Five convictions on average are secured every year against doctors for improperly claiming Medicare benefits. Obviously, five is five too many but when we remember that there are some 55,000 doctors registered to claim Medicare benefits, the fact that in any one year five do so improperly suggests that the vast majority of doctors are working entirely appropriately under the system. I would be very disappointed to think that this government was engaging in doctor bashing. The last thing that we should do if we want our health care system, and in particular Medicare, to function well is to assume that all doctors are cheats. Medicare only works because of the goodwill and integrity of the medical profession.
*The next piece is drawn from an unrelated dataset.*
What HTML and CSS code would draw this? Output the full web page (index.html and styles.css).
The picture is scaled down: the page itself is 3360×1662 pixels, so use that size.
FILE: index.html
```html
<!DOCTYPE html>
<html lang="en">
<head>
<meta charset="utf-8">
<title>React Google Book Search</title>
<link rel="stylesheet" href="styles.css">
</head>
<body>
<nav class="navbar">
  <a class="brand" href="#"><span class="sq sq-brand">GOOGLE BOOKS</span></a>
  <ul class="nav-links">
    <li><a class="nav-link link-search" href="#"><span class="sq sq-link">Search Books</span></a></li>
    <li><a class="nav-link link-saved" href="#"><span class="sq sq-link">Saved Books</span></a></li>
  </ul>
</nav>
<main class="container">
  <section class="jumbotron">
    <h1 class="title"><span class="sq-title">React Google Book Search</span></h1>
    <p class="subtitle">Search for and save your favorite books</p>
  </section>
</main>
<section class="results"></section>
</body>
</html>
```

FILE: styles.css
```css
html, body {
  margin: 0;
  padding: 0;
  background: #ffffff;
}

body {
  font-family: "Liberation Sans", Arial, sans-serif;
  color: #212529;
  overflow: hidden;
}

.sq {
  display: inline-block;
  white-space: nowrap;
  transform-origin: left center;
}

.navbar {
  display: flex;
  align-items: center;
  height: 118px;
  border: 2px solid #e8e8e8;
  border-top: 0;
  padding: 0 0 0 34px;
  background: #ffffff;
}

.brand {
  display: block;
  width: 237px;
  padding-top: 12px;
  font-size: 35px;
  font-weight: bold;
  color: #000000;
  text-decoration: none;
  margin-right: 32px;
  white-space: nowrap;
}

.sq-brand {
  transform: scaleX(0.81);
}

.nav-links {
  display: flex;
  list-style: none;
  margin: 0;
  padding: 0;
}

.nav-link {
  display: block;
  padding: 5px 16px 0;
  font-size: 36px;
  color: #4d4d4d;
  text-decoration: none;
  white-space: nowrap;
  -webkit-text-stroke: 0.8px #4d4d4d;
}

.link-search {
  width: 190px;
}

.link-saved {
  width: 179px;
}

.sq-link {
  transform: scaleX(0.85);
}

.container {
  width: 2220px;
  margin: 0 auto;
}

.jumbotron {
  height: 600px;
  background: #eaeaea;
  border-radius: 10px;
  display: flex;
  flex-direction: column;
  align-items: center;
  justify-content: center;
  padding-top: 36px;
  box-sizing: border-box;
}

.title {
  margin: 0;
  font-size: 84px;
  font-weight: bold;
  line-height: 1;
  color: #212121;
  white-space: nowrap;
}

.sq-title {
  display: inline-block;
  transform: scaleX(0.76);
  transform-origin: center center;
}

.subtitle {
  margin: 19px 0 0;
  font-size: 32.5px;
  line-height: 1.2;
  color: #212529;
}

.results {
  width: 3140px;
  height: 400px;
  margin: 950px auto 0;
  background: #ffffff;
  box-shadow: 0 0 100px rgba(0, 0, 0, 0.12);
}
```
I believe it is important for the government and the parliament to work with the profession rather than against it in matters such as this.
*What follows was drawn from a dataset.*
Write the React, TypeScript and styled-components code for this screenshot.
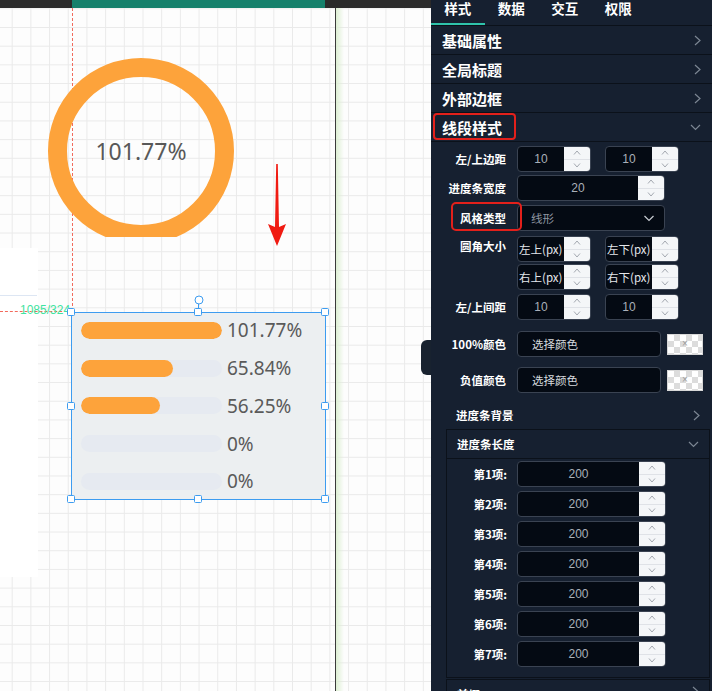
import React from 'react';
import styled, { createGlobalStyle } from 'styled-components';

const ORANGE = '#fda33b';
const BLUE = '#3d9cf0';
const GRID = '#eaeaea';
const PANEL_BG = '#162030';
const LINE = '#0b111a';

const GlobalStyle = createGlobalStyle`
  html, body {
    margin: 0;
    padding: 0;
    background: #fff;
  }
  body {
    width: 712px;
    height: 691px;
    overflow: hidden;
    font-family: "Noto Sans", "Noto Sans CJK SC", sans-serif;
  }
`;

const Root = styled.div`
  display: flex;
  width: 712px;
  height: 691px;
  overflow: hidden;
`;

/* ---------- canvas ---------- */

const Canvas = styled.div`
  width: 431px;
  display: flex;
  flex-direction: column;
`;

const ScrollTrack = styled.div`
  height: 8px;
  background: #2a2a2a;
  display: flex;
`;

const ScrollThumb = styled.div`
  margin-left: 72px;
  width: 253px;
  background: #15806b;
`;

const Stage = styled.div`
  position: relative;
  flex: 1;
  overflow: hidden;
  background-color: #fdfdfd;
  background-image: linear-gradient(to right, ${GRID} 1px, transparent 1px),
    linear-gradient(to bottom, ${GRID} 1px, transparent 1px);
  background-size: 18.7px 18.7px;
  background-position: 11.7px 0.3px;
`;

const SideSheet = styled.div`
  position: absolute;
  left: 0;
  top: 240px;
  width: 38px;
  height: 329px;
  background: #fff;
`;

const SheetRule = styled.div`
  margin-top: 47px;
  width: 37px;
  height: 1px;
  background: #dde6f3;
`;

const GuideV = styled.div`
  position: absolute;
  left: 72px;
  top: 0;
  height: 303px;
  border-left: 1px dashed #f26a5c;
`;

const GuideH = styled.div`
  position: absolute;
  left: 0;
  top: 303px;
  width: 72px;
  border-top: 1px dashed #f26a5c;
`;

const Coord = styled.span`
  position: absolute;
  left: 20px;
  top: 295px;
  font-family: "Liberation Sans", sans-serif;
  font-size: 12px;
  color: #3fe3a0;
`;

const RingWidget = styled.div`
  position: absolute;
  left: 39px;
  top: 41px;
  width: 204px;
  height: 188px;
  overflow: hidden;
`;

const RingFace = styled.div`
  position: relative;
  width: 204px;
  height: 204px;
  display: flex;
  align-items: center;
  justify-content: center;

  svg {
    position: absolute;
    inset: 0;
  }
`;

const RingValue = styled.span`
  position: relative;
  font-size: 23px;
  color: #585858;
  font-family: "Noto Sans", sans-serif;
`;

const ArrowMark = styled.svg`
  position: absolute;
  left: 266px;
  top: 155px;
`;

const ScreenEdge = styled.div`
  position: absolute;
  left: 335px;
  top: 0;
  bottom: 0;
  width: 8px;
  border-left: 1px solid #3a3a3a;
  background: linear-gradient(to right, #ddefd3, rgba(221, 239, 211, 0));
`;

const ProgressFrame = styled.div`
  position: absolute;
  left: 71px;
  top: 304px;
  width: 255px;
  height: 188px;
  box-sizing: border-box;
  background: #eceff1;
  border: 1px solid ${BLUE};
`;

const ProgressList = styled.div`
  display: grid;
  grid-auto-rows: 37.75px;
  margin-top: -1.5px;
  padding-left: 9px;
`;

const ProgressRow = styled.div`
  display: flex;
  align-items: center;
`;

const Track = styled.div`
  width: 141px;
  height: 17px;
  border-radius: 9px;
  background: #e6eaf1;
  overflow: hidden;
`;

const Fill = styled.div`
  height: 100%;
  border-radius: 9px;
  background: ${ORANGE};
`;

const ProgressValue = styled.span`
  margin-left: 5px;
  font-size: 19px;
  color: #5a5a5a;
  font-family: "Noto Sans", sans-serif;
`;

const Handle = styled.span<{ $x: number; $y: number }>`
  position: absolute;
  left: ${p => p.$x}px;
  top: ${p => p.$y}px;
  width: 8px;
  height: 8px;
  box-sizing: border-box;
  transform: translate(-50%, -50%);
  background: #fff;
  border: 1.5px solid ${BLUE};
  border-radius: 1.5px;
`;

const RotateStem = styled.span`
  position: absolute;
  left: 126px;
  top: -10px;
  width: 1px;
  height: 6px;
  background: ${BLUE};
`;

const RotateKnob = styled.span`
  position: absolute;
  left: 127px;
  top: -13px;
  width: 9px;
  height: 9px;
  box-sizing: border-box;
  transform: translate(-50%, -50%);
  border: 1.5px solid ${BLUE};
  border-radius: 50%;
  background: #fff;
`;

/* ---------- panel ---------- */

const Panel = styled.aside`
  position: relative;
  width: 281px;
  height: 691px;
  background: ${PANEL_BG};
  color: #fff;
  font-family: "Noto Sans CJK SC", "Noto Sans", sans-serif;
  display: flex;
  flex-direction: column;
  flex-shrink: 0;
`;

const SideTab = styled.div`
  position: absolute;
  left: -10px;
  top: 340px;
  width: 10px;
  height: 35px;
  border-radius: 6px 0 0 6px;
  background: #18222f;
`;

const Tabs = styled.div`
  display: flex;
  height: 25px;
  border-bottom: 1px solid ${LINE};
  flex-shrink: 0;
`;

const Tab = styled.div<{ $active?: boolean }>`
  width: 53.5px;
  height: 25px;
  box-sizing: border-box;
  padding-top: 1px;
  text-align: center;
  font-size: 13.5px;
  font-weight: 700;
  line-height: 14px;
  border-bottom: 2px solid ${p => (p.$active ? '#2fc3ab' : 'transparent')};
`;

const SectionHeader = styled.div`
  position: relative;
  height: 28px;
  flex-shrink: 0;
  display: flex;
  align-items: center;
  justify-content: space-between;
  padding: 0 11px 0 11px;
  border-bottom: 1px solid ${LINE};
  font-size: 15px;
  font-weight: 700;
`;

const Callout = styled.span`
  position: absolute;
  left: 2px;
  top: 0;
  width: 83px;
  height: 27px;
  box-sizing: border-box;
  border: 2px solid #e3201b;
  border-radius: 4px;
`;

const Form = styled.div`
  display: flex;
  flex-direction: column;
`;

const FieldRow = styled.div<{ $mt: number; $top?: boolean }>`
  display: flex;
  align-items: ${p => (p.$top ? 'flex-start' : 'center')};
  margin-top: ${p => p.$mt}px;
`;

const FieldLabel = styled.div<{ $w?: number; $pad?: number }>`
  position: relative;
  width: ${p => p.$w ?? 86}px;
  padding-right: ${p => p.$pad ?? 11}px;
  box-sizing: border-box;
  flex-shrink: 0;
  text-align: right;
  font-size: 11.5px;
  font-weight: 700;
  line-height: 20px;
  white-space: nowrap;
`;

const LabelCallout = styled.span`
  position: absolute;
  left: 20px;
  top: -6px;
  width: 71px;
  height: 29px;
  box-sizing: border-box;
  border: 2px solid #e3201b;
  border-radius: 5px;
`;

const Pair = styled.div`
  display: flex;
  gap: 14px;
`;

const Stack = styled.div`
  display: flex;
  flex-direction: column;
  gap: 2px;
`;

const Field = styled.div<{ $w: number }>`
  display: flex;
  width: ${p => p.$w}px;
  height: 26px;
  box-sizing: border-box;
  border: 1px solid #3a4352;
  border-radius: 4px;
  background: #040a13;
  overflow: hidden;
`;

const FieldValue = styled.div<{ $placeholder?: boolean }>`
  flex: 1;
  display: flex;
  align-items: center;
  justify-content: ${p => (p.$placeholder ? 'flex-start' : 'center')};
  padding-left: ${p => (p.$placeholder ? '1px' : '0')};
  font-family: ${p => (p.$placeholder ? '"Noto Sans CJK SC", sans-serif' : '"Liberation Sans", sans-serif')};
  font-size: ${p => (p.$placeholder ? '11.5px' : '12px')};
  color: ${p => (p.$placeholder ? '#e4e7eb' : '#a9b0b9')};
  white-space: nowrap;
`;

const Stepper = styled.div`
  width: 26px;
  flex-shrink: 0;
  display: flex;
  flex-direction: column;
  background: #f4f6f8;
`;

const StepHalf = styled.div<{ $first?: boolean }>`
  flex: 1;
  display: flex;
  align-items: center;
  justify-content: center;
  border-bottom: ${p => (p.$first ? '1px solid #dfe2e7' : 'none')};
`;

const SelectBox = styled.div`
  display: flex;
  align-items: center;
  justify-content: space-between;
  width: 148px;
  height: 26px;
  box-sizing: border-box;
  padding: 0 9px 0 13px;
  border: 1px solid #3a4352;
  border-radius: 4px;
  background: #040a13;
  font-size: 11.5px;
  color: #8e96a1;
`;

const ColorInput = styled.div`
  display: flex;
  align-items: center;
  width: 144px;
  height: 26px;
  box-sizing: border-box;
  padding-left: 14px;
  border: 1px solid #3a4352;
  border-radius: 4px;
  background: #040a13;
  font-size: 11.5px;
  color: #d6dadf;
`;

const Swatch = styled.div`
  position: relative;
  margin-left: 6px;
  width: 36px;
  height: 21px;
  box-sizing: border-box;
  border: 1px solid #d8d8d8;
  background-color: #fff;
  background-image: linear-gradient(45deg, #dcdcdc 25%, transparent 25%),
    linear-gradient(-45deg, #dcdcdc 25%, transparent 25%),
    linear-gradient(45deg, transparent 75%, #dcdcdc 75%),
    linear-gradient(-45deg, transparent 75%, #dcdcdc 75%);
  background-size: 12px 12px;
  background-position: 0 0, 0 6px, 6px -6px, -6px 0;
  display: flex;
  align-items: center;
  justify-content: center;
  font-family: "Liberation Sans", sans-serif;
  font-size: 10px;
  line-height: 10px;
  color: #9a9a9a;
`;

const SubHeader = styled.div`
  height: 28px;
  flex-shrink: 0;
  display: flex;
  align-items: center;
  justify-content: space-between;
  padding: 0 12px 0 25px;
  margin-top: 8px;
  font-size: 11.5px;
  font-weight: 700;
`;

const SubPanel = styled.div`
  margin: 0 2px 0 15px;
  border: 1px solid ${LINE};
  flex-shrink: 0;
`;

const SubPanelHeader = styled.div`
  height: 28px;
  display: flex;
  align-items: center;
  justify-content: space-between;
  padding: 0 10px 0 10px;
  border-bottom: 1px solid ${LINE};
  font-size: 11.5px;
  font-weight: 700;
`;

const SubPanelBody = styled.div`
  display: flex;
  flex-direction: column;
  gap: 4px;
  padding: 2px 0 10px;
`;

const NextPanel = styled.div`
  margin: 1px 2px 0 15px;
  border: 1px solid ${LINE};
  height: 40px;
  padding: 6px 10px 0;
  box-sizing: border-box;
  font-size: 11.5px;
  font-weight: 700;
  display: flex;
  justify-content: space-between;
  align-items: flex-start;
`;

/* ---------- icons ---------- */

const ChevronRight = () => (
  <svg width="7" height="11" viewBox="0 0 7 11">
    <polyline points="1,1 6,5.5 1,10" fill="none" stroke="#7c8693" strokeWidth="1.2" />
  </svg>
);

const ChevronDown = ({ color = '#7c8693', w = 11 }: { color?: string; w?: number }) => (
  <svg width={w} height={Math.round(w * 0.6)} viewBox="0 0 11 7">
    <polyline points="1,1 5.5,5.5 10,1" fill="none" stroke={color} strokeWidth="1.2" />
  </svg>
);

const StepArrow = ({ up }: { up?: boolean }) => (
  <svg width="8" height="5" viewBox="0 0 8 5">
    <polyline
      points={up ? '1,4.5 4,1 7,4.5' : '1,0.5 4,4 7,0.5'}
      fill="none"
      stroke="#a3a8b0"
      strokeWidth="1"
    />
  </svg>
);

/* ---------- pieces ---------- */

const NumberField: React.FC<{ width: number; value?: string; placeholder?: string }> = ({
  width,
  value,
  placeholder,
}) => (
  <Field $w={width}>
    <FieldValue $placeholder={!!placeholder}>{placeholder ?? value}</FieldValue>
    <Stepper>
      <StepHalf $first>
        <StepArrow up />
      </StepHalf>
      <StepHalf>
        <StepArrow />
      </StepHalf>
    </Stepper>
  </Field>
);

const progress = [
  { label: '101.77%', width: 141 },
  { label: '65.84%', width: 92 },
  { label: '56.25%', width: 79 },
  { label: '0%', width: 0 },
  { label: '0%', width: 0 },
];

const handles = [
  [0, 0], [127, 0], [254, 0],
  [0, 94], [254, 94],
  [0, 187], [127, 187], [254, 187],
];

const tabs = ['样式', '数据', '交互', '权限'];
const collapsed = ['基础属性', '全局标题', '外部边框'];
const items = [1, 2, 3, 4, 5, 6, 7];

export default function App() {
  return (
    <>
      <GlobalStyle />
      <Root>
        <Canvas>
          <ScrollTrack>
            <ScrollThumb />
          </ScrollTrack>
          <Stage>
            <SideSheet>
              <SheetRule />
            </SideSheet>
            <GuideV />
            <GuideH />
            <Coord>1085/324</Coord>

            <RingWidget>
              <RingFace>
                <svg width="204" height="204" viewBox="0 0 204 204">
                  <circle cx="102" cy="102" r="83.5" fill="none" stroke={ORANGE} strokeWidth="19" />
                </svg>
                <RingValue>101.77%</RingValue>
              </RingFace>
            </RingWidget>

            <ArrowMark width="22" height="84" viewBox="0 0 22 84">
              <path d="M10.2 1 L11.8 1 L13 64 L20 61 L11 83 L2 61 L9 64 Z" fill="#f01b12" />
            </ArrowMark>

            <ScreenEdge />

            <ProgressFrame>
              <ProgressList>
                {progress.map((p, i) => (
                  <ProgressRow key={i}>
                    <Track>
                      <Fill style={{ width: p.width }} />
                    </Track>
                    <ProgressValue>{p.label}</ProgressValue>
                  </ProgressRow>
                ))}
              </ProgressList>
              <RotateStem />
              <RotateKnob />
              {handles.map(([x, y], i) => (
                <Handle key={i} $x={x - 1} $y={y - 1} />
              ))}
            </ProgressFrame>
          </Stage>
        </Canvas>

        <Panel>
          <SideTab />
          <Tabs>
            {tabs.map((t, i) => (
              <Tab key={t} $active={i === 0}>
                {t}
              </Tab>
            ))}
          </Tabs>

          {collapsed.map(t => (
            <SectionHeader key={t}>
              <span>{t}</span>
              <ChevronRight />
            </SectionHeader>
          ))}
          <SectionHeader>
            <Callout />
            <span>线段样式</span>
            <ChevronDown />
          </SectionHeader>

          <Form>
            <FieldRow $mt={4}>
              <FieldLabel>左/上边距</FieldLabel>
              <Pair>
                <NumberField width={74} value="10" />
                <NumberField width={74} value="10" />
              </Pair>
            </FieldRow>

            <FieldRow $mt={3}>
              <FieldLabel>进度条宽度</FieldLabel>
              <NumberField width={148} value="20" />
            </FieldRow>

            <FieldRow $mt={4}>
              <FieldLabel>
                <LabelCallout />
                风格类型
              </FieldLabel>
              <SelectBox>
                <span>线形</span>
                <ChevronDown color="#c9cdd3" w={12} />
              </SelectBox>
            </FieldRow>

            <FieldRow $mt={5} $top>
              <FieldLabel>圆角大小</FieldLabel>
              <Stack>
                <Pair>
                  <NumberField width={74} placeholder="左上(px)" />
                  <NumberField width={74} placeholder="左下(px)" />
                </Pair>
                <Pair>
                  <NumberField width={74} placeholder="右上(px)" />
                  <NumberField width={74} placeholder="右下(px)" />
                </Pair>
              </Stack>
            </FieldRow>

            <FieldRow $mt={4}>
              <FieldLabel>左/上间距</FieldLabel>
              <Pair>
                <NumberField width={74} value="10" />
                <NumberField width={74} value="10" />
              </Pair>
            </FieldRow>

            <FieldRow $mt={11}>
              <FieldLabel>100%颜色</FieldLabel>
              <ColorInput>选择颜色</ColorInput>
              <Swatch>×</Swatch>
            </FieldRow>

            <FieldRow $mt={10}>
              <FieldLabel>负值颜色</FieldLabel>
              <ColorInput>选择颜色</ColorInput>
              <Swatch>×</Swatch>
            </FieldRow>
          </Form>

          <SubHeader>
            <span>进度条背景</span>
            <ChevronRight />
          </SubHeader>

          <SubPanel>
            <SubPanelHeader>
              <span>进度条长度</span>
              <ChevronDown />
            </SubPanelHeader>
            <SubPanelBody>
              {items.map(n => (
                <FieldRow key={n} $mt={0}>
                  <FieldLabel $w={70} $pad={10}>
                    第{n}项:
                  </FieldLabel>
                  <NumberField width={149} value="200" />
                </FieldRow>
              ))}
            </SubPanelBody>
          </SubPanel>

          <NextPanel>
            <span>前缀</span>
            <ChevronRight />
          </NextPanel>
        </Panel>
      </Root>
    </>
  );
}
I wonder whether it would not be more appropriate and ultimately more productive, when the CEO of Medicare believes that there may be some grounds for suspecting that benefits have been claimed improperly or inappropriately, if rather than issuing a notice requiring a doctor to produce medical records the CEO instead sent a Medicare official to the doctor’s practice to be there with the doctor on site to inspect the relevant records. This, I think, would be a simpler and more collegial way of ascertaining the true facts of the situation and in the long run more likely to get to the truth of the matter than the issuing of notices to produce records.

If it really does seem to the CEO of Medicare that something improper has taken place, there are already mechanisms for securing access to patients’ records, mechanisms which have been in place for many years and which are well regarded in terms of the privacy provisions surrounding them. There is the possibility of a professional services review or, if that is regarded as insufficient, the possibility of bringing action in court against the doctor concerned. At least on the face of it, this legislation strikes me as going too far and as giving a power to the CEO of Medicare the necessity for which is far from clear. Without wishing further to detain the Main Committee and without wishing to move amendments at this stage of the bill, I foreshadow that the opposition is looking at some amendments which we will consider in another place.